"This is a global humanitarian catastrophe," is how Rachel Goldberg-Polin, the mother of 23-year-old Hersh who was kidnapped to Gaza after the massacre at the Nova music festival in Re'im, described the living hell she, her family and the other families of the hostages, missing and murdered have been in since the massacre in the Gaza border communities on October 7. She spoke at the United Nations on Tuesday.
"The very cruelest of questions that each of us is asked every day, without intended malice is 'How are you?' Well picture your own mother and then picture her being told there are only two options. You are either dead or you had your arm blown off and you are kidnapped at gunpoint to Gaza, and no one knows where you are, or if you bled to death in that pickup truck 18 days ago. Or if you died yesterday. Or if you died 5 minutes ago. Picture your own mother, and those are (her) only two options when you ask 'how are you'." Goldberg-Polin told the UN representatives.
"In an article I read, it so eloquently stated that when you only get outraged when one side's babies are killed then your moral compass is broken and your humanity is broken," the heartbroken mother said. "And therefore in your quiet moments alone, all of us everywhere on planet Earth need to really ask ourselves: Do I aspire to be human? Or am I swept up in the enticing and delicious world of hatred? This is not a phenomenon unique to Israel or Gaza, this is everywhere on our planet. I understand that hatred of the other, whoever we decide that other is, is seductive sensuous and most importantly it's easy. Hatred is easy," she said bitterly.
"I know that Israel is being cautious not just because Israel knows there are 200 hostages that were stolen into Gaza on Oct 7 but also because Israel knows that there are more than 2 million Palestinian civilians who are trapped in Gaza and this is why Israel gives warnings to civilians before it strikes in Gaza. But there were no warnings given to the women, the children, the babies and the music lovers before the attack on Oct. 7," she said.

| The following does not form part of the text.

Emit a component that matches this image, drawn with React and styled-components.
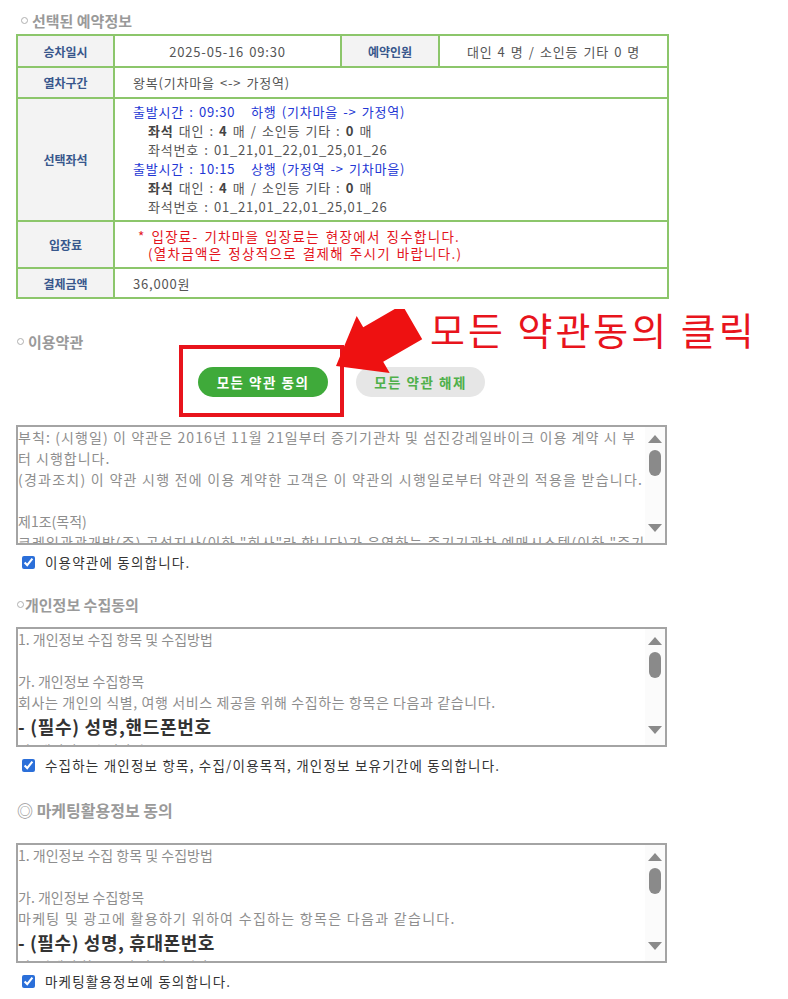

"In a competition of pain there is never a winner," she added.
She said that one thing that gave her "a whisper of hope" after the horror of October 7 is a story told to her by one of the witnesses. He told her that when the rockets started raining down on the music festival many of the young people ran to the shelters, a Bedouin man who was a guard at one of the kibbutzes entered with them for cover.
"And as Hamas closed ion on the bomb shelter the man told the young people shh stay quiet and let me talk to them," she said. The witness told her the Bedouin man went out to the terrorists and spoke in Arabic to them, telling them that everyone in the shelter were his family members and that they were Muslim, and they should not kill them.
"He tried to save them. He could have just said I am a Muslim and just save himself," she said. He was brutally beaten, and no one knows what happened to him. But, Goldberg-Polin said, the story gives her "comfort" knowing there was someone "trying to do the right thing," when the world was "turned upside-down."
"I implore world leaders, both seen and unseen… because the time is running out to save them," she said.
Hersh, who was born in California and completed his service in the IDF this year, was at the music festival in Re'im when the surprise attack by Hamas was launched on October 7. Terrorists entered the shelter where he was with many others, shot at them and detonated grenades. Videos show him "with a stump where his left arm used to be," his mother described. The terrorists said that anyone who can walk should stand up and went with five other young men into a Hamas pick-up truck. The last signal from his cell phone was at the border with Gaza.
On Tuesday night in New York, Israeli activists chanted "Shame!" during the speech of Foreign Minister Eli Cohen, who participated in a solidarity march with the Stand With Us organization for the release of the hostages held by Hamas in Gaza.
"I am here on behalf of October 7, when we experienced a black Sabbath for the State of Israel and the Jewish people," Cohen began, trying to overcome the voices and shouts of the protesters. According to the protesters, Cohen's participation in the march is a display of hypocrisy, since he is calling for the release of the abductees while he is not working to overthrow the government that is responsible for the series of failures that led to the massacre in the communities surrounding Gaza, and the failures that have continued since then in the public arena, on the front and in the rear.
Cohen arrived at the solidarity march after speaking at a special discussion of the UN Security Council regarding the Hamas-Israel war, during which Secretary General Antonio Guterres stated that: "It is important to also recognize the attacks by Hamas did not happen in a vacuum. The Palestinian people have been subjected to 56 years of suffocating occupation."
Cohen opened his remarks by reading the names of the kidnapped children who are being held by Hamas in Gaza and called out to Guterres: "What world do you live in? This must not be our world." Cohen also said the Mourners' Kaddish and made it clear: "Hamas are the new Nazis." During the speech, Cohen revealed a recording of a Hamas terrorist's cellphone call with his parents in Gaza, during which he repeated proudly that he had murdered 10 Jews with his own hands. After the recording was played, Cohen turned again to Guterres and told him: "This is the world we live in. We evacuated Gaza and you poured in hundreds of millions of dollars, and instead of building a prosperous Gaza they built terror tunnels and weapons factories."